Summary

GIJN's March 2026 guide is one of the clearest recent explanations of where AI is actually useful in investigative journalism and where it is dangerous. Rather than selling AI as a universal newsroom upgrade, it narrows the useful cases to leak triage, pattern detection, PDF and scanned-record extraction, timeline building, entity organization, and targeted image review, all under strong human oversight. It also explicitly warns that prompts are not methodology, that cloud tools can expose sensitive data, and that closed commercial systems can create legal, privacy, and dependency problems for investigative teams.

Why It Matters

This is a strong direct journalism workflow record because it focuses on investigative practice rather than generic publishing automation.
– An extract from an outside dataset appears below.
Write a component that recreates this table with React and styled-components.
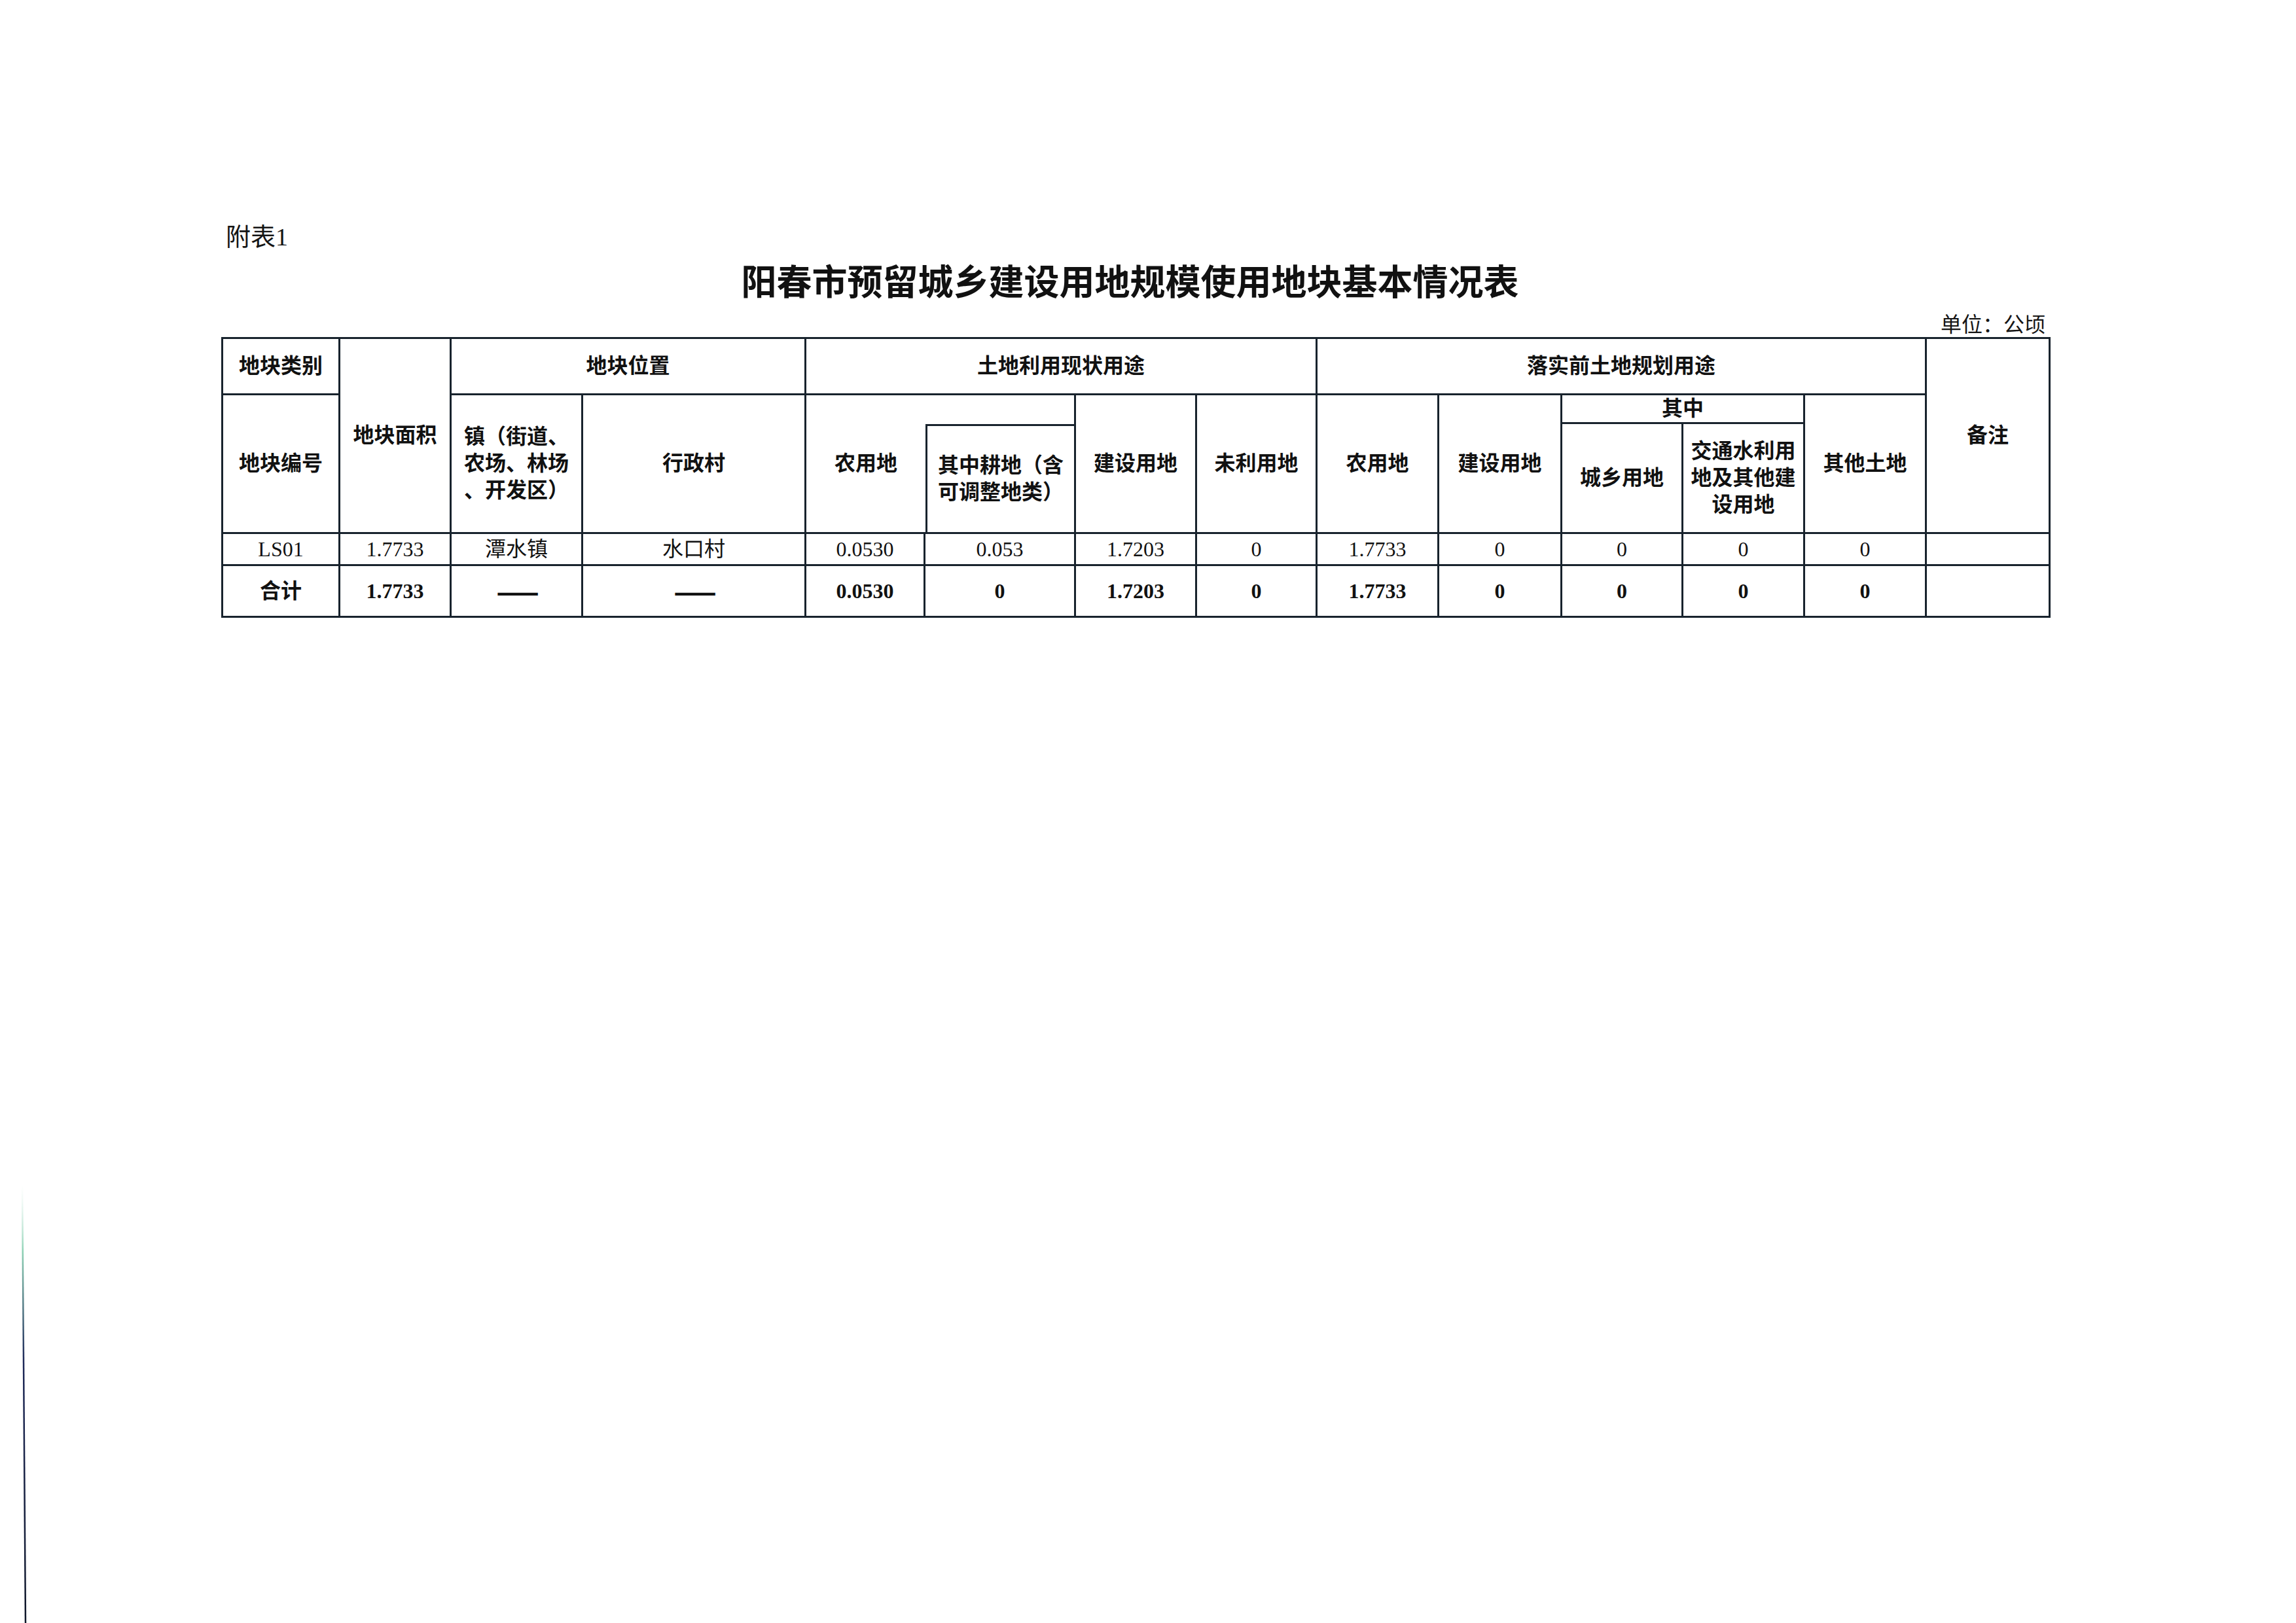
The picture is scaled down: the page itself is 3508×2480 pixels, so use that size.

  • it identifies which investigative tasks benefit most from AI: large document troves, hidden-pattern detection, extraction from unstructured records, and scalable organization
  • it gives named examples from ICIJ and other investigative groups instead of abstract claims
  • it emphasizes that AI should be problem-driven and tightly scoped rather than used as a general reporting substitute
  • it treats verification, methodology disclosure, and source protection as workflow requirements, not afterthoughts

Investigator Workflow

The clearest investigator tasks here are closed-corpus document triage, timeline generation, entity-list building, and identity-document review inside large case or leak archives. The workflow maturity is `advanced workflow` because the useful pattern is not a single chatbot prompt but a structured, human-supervised pipeline for narrowing large collections to the subset worth manual review. The journalism workflows are source-stated; the private-investigator adaptation is an internal inference, but it is direct because the same tasks map to civil-case file review, fraud inquiries, locate work, and evidence-sensitive OSINT.

What the Source Says

The guide says journalists increasingly want practical help using AI for analyzing large document troves, connecting disparate datasets, detecting patterns, mapping networks, and triaging large leaks without exposing sensitive data to third-party platforms. It cites ICIJ's Implant Files investigation, where machine learning helped analyze more than eight million health records and identify over 2,100 previously obscured patient deaths after journalists fact-checked the results. It lists concrete present-day AI uses in investigative journalism, including retrieval-augmented querying of curated document collections, extracting names and tables from PDFs and scans, building timelines and entity lists from court records and contracts, and locating specific visual items such as passports in leak archives. The guide also stresses recurring failure modes: hallucinations, non-reproducible prompt behavior, legal and privacy risks from commercial platforms, and global capacity gaps between well-funded and smaller newsrooms.